Cuando el sol se ponía, haciendo que el Cuerno de Oro brillase realmente como tal, Constantinopla se desvanecía en la oscuridad como una aldea en el campo. En Pera y Gálata se encendían las lámparas de gas y los perros comenzaban a aullar. Un visitantes inglés escribió en 1850: “Los gañidos, aullidos, ladridos y gruñidos se mezclan en un único, uniforme y continuo sonido similar al de las ranas cuando se escucha a distancia”. Si regresabas por la noche andando a casa, un bastón y un farolillo de papel se hacían imprescindibles. Un marinero inglés borracho se cayó un noche en una calle de Gálata. A la mañana siguiente sólo quedaba su esqueleto.

Hay un refrán en Oriente Próximo que dice: “Una ciudad donde los perros no ladran por la noche es una ciudad muerta”. Los perros eran parte de la vida –y muchos creían que de la fortuna- urbana. Incluso desafiaron al mismísimo sultán. En una ocasión, Albülmecid los trasladó a una isla en el mar de Mármara.
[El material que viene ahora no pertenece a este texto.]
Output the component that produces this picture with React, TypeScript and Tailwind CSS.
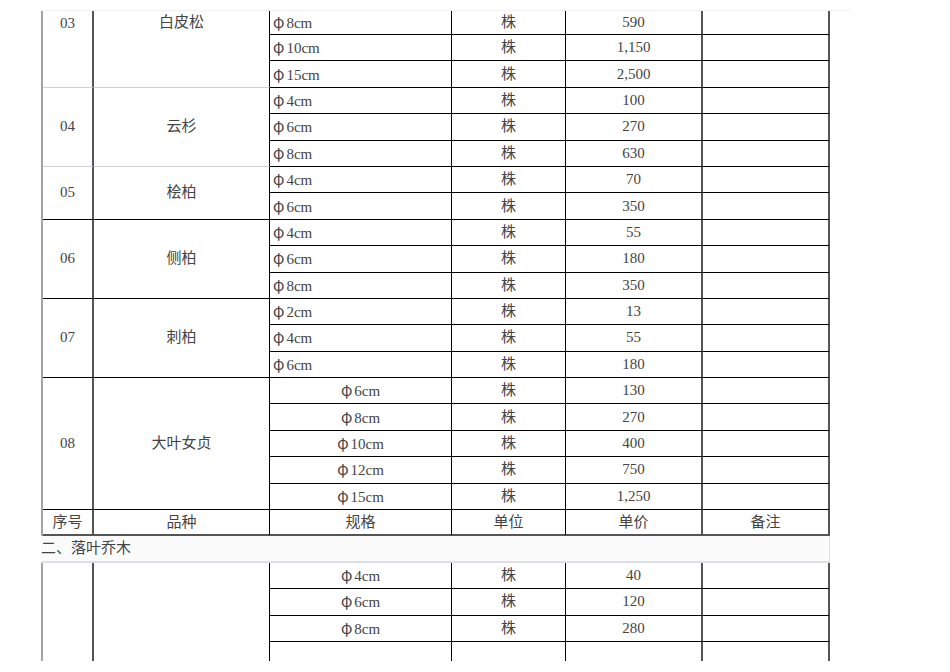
import React from "react";

type Group = {
  no: string;
  name: string;
  top?: boolean;
  light?: boolean;
  center?: boolean;
  rows: [string, string][];
};

const groups: Group[] = [
  { no: "03", name: "白皮松", top: true, light: true, rows: [["8cm", "590"], ["10cm", "1,150"], ["15cm", "2,500"]] },
  { no: "04", name: "云杉", light: true, rows: [["4cm", "100"], ["6cm", "270"], ["8cm", "630"]] },
  { no: "05", name: "桧柏", rows: [["4cm", "70"], ["6cm", "350"]] },
  { no: "06", name: "侧柏", rows: [["4cm", "55"], ["6cm", "180"], ["8cm", "350"]] },
  { no: "07", name: "刺柏", rows: [["2cm", "13"], ["4cm", "55"], ["6cm", "180"]] },
  {
    no: "08",
    name: "大叶女贞",
    center: true,
    rows: [["6cm", "130"], ["8cm", "270"], ["10cm", "400"], ["12cm", "750"], ["15cm", "1,250"]],
  },
];

const span: Record<number, string> = {
  2: "row-span-2",
  3: "row-span-3",
  4: "row-span-4",
  5: "row-span-5",
};

function Spec({ v }: { v: string }) {
  return (
    <span>
      <span className="mr-[2px]" style={{ fontFamily: '"Noto Sans CJK SC", "DejaVu Serif", serif' }}>
        φ
      </span>
      {v}
    </span>
  );
}

export default function App() {
  return (
    <div
      className="min-h-[672px] w-[950px] bg-white pl-[41px] pt-[10px] text-[15px] leading-none text-[#444]"
      style={{ fontFamily: '"Liberation Serif", "Noto Sans CJK SC", serif' }}
    >
      <div className="h-px w-[809px] bg-[#f1f1f1]" />
      <div className="grid w-[789px] grid-cols-[51px_176px_182px_114px_137px_127px] grid-rows-[24px_repeat(23,26.4px)_19px] border-l-2 border-[#a3a3a3]">
        {groups.map((g) => {
          const sep = g.light ? "border-b-[#cfd3d8]" : "border-b-black";
          return (
            <React.Fragment key={g.no}>
              <div
                className={`${span[g.rows.length]} flex justify-center border-r-2 border-b border-r-[#555] ${sep} ${
                  g.top ? "items-start pt-[5px]" : "items-center"
                }`}
              >
                {g.no}
              </div>
              <div
                className={`${span[g.rows.length]} flex justify-center border-r border-b border-r-black ${sep} ${
                  g.top ? "items-start pt-[4px]" : "items-center"
                }`}
              >
                {g.name}
              </div>
              {g.rows.map(([spec, price], i) => (
                <React.Fragment key={i}>
                  <div
                    className={`flex items-center border-b border-r border-black ${
                      g.center ? "justify-center" : "justify-start pl-[3px]"
                    }`}
                  >
                    <Spec v={spec} />
                  </div>
                  <div className="flex items-center justify-center border-b border-r border-black">株</div>
                  <div className="flex items-center justify-center border-b border-r-2 border-b-black border-r-[#555]">
                    {price}
                  </div>
                  <div className="border-b border-r-2 border-b-black border-r-[#555]" />
                </React.Fragment>
              ))}
            </React.Fragment>
          );
        })}

        {/* header row */}
        <div className="flex items-center justify-center border-b-2 border-r-2 border-[#555]">序号</div>
        <div className="flex items-center justify-center border-b-2 border-r border-b-[#555] border-r-black">品种</div>
        <div className="flex items-center justify-center border-b-2 border-r border-b-[#555] border-r-black">规格</div>
        <div className="flex items-center justify-center border-b-2 border-r border-b-[#555] border-r-black">单位</div>
        <div className="flex items-center justify-center border-b-2 border-r-2 border-[#555]">单价</div>
        <div className="flex items-center justify-center border-b-2 border-r-2 border-[#555]">备注</div>

        {/* section row */}
        <div className="col-span-6 -ml-[2px] flex items-center border-b-2 border-r border-[#dde1e6] bg-[#fbfbfb]">
          二、落叶乔木
        </div>

        {/* next group */}
        <div className="row-span-4 border-r-2 border-r-[#555]" />
        <div className="row-span-4 border-r border-r-black" />
        {[
          ["4cm", "40"],
          ["6cm", "120"],
          ["8cm", "280"],
        ].map(([spec, price], i) => (
          <React.Fragment key={i}>
            <div className="flex items-center justify-center border-b border-r border-black">
              <Spec v={spec} />
            </div>
            <div className="flex items-center justify-center border-b border-r border-black">株</div>
            <div className="flex items-center justify-center border-b border-r-2 border-b-black border-r-[#555]">
              {price}
            </div>
            <div className="border-b border-r-2 border-b-black border-r-[#555]" />
          </React.Fragment>
        ))}
        <div className="border-r border-black" />
        <div className="border-r border-black" />
        <div className="border-r-2 border-[#555]" />
        <div className="border-r-2 border-[#555]" />
      </div>
    </div>
  );
}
La protesta de los ciudadanos fue tal que se vió obligado a traerlos de
vuelta a Constantinopla

Philip Mansel, Constantinopla, la ciudad deseada por el mundo, 1453-1924, Ed. Almed, Granada, 2005


En la madrugada del pasado sábado, 23 de junio, falleció Cairo, mi perro, un alegre bóxer de seis años de edad, víctima de la lehismaniosis canina y la insuficiencia renal consiguiente. Todos aquellos que hayan tenido un animal doméstico saben lo que significa, literalmente, la expresión “perder a un ser querido”. In memoriam.